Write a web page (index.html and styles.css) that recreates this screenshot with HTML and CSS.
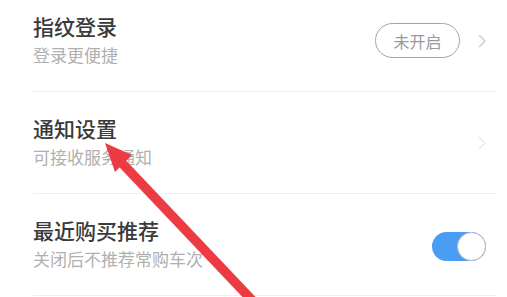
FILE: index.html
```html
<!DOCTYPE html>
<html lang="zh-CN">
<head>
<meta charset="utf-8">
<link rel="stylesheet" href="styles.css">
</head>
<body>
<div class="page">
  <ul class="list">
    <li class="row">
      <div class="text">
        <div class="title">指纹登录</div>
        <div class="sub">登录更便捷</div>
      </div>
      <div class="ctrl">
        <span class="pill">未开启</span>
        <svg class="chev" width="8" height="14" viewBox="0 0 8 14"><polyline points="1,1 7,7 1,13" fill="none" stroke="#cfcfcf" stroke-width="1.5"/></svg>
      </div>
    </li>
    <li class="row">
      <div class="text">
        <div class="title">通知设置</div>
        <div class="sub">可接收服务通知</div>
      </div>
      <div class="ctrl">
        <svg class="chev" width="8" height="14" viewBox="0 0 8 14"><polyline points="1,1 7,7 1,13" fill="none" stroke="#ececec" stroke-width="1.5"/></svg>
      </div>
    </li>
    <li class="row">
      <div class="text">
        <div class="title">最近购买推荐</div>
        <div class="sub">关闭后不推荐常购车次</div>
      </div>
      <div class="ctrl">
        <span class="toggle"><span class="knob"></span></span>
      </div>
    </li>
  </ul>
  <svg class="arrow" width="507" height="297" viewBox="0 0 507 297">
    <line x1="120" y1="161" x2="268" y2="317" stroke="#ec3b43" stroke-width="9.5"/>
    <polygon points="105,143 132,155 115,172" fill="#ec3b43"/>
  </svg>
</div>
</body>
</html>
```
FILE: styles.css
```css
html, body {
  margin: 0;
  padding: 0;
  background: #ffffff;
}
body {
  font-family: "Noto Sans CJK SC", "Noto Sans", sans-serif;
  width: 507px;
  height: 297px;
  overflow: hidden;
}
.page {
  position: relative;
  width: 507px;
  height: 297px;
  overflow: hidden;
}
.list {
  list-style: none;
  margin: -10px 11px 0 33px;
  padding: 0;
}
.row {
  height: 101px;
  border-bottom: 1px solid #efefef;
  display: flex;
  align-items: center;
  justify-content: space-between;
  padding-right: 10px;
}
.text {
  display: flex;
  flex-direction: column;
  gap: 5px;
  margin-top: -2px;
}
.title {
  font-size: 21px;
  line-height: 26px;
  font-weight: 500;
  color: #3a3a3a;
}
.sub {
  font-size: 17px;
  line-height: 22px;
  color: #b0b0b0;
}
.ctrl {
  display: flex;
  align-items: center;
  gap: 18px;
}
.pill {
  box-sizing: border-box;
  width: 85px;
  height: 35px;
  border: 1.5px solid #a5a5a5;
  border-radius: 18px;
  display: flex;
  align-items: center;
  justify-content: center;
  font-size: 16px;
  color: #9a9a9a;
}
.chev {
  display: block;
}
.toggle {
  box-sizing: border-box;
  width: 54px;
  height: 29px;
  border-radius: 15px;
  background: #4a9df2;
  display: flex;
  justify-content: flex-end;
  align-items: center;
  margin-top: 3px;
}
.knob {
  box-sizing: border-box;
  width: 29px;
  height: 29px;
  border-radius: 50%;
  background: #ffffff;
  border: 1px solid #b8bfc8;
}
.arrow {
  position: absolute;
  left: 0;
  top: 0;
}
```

◆ ◆ ◆ ◆ ◆

*PROBLEM REQUIREMENTS*
Report each line in the data that holds the word "styles".

*WRITTEN RESPONSE*
Write a web page (index.html and styles.css) that recreates this screenshot with HTML and CSS.
<link rel="stylesheet" href="styles.css">
FILE: styles.css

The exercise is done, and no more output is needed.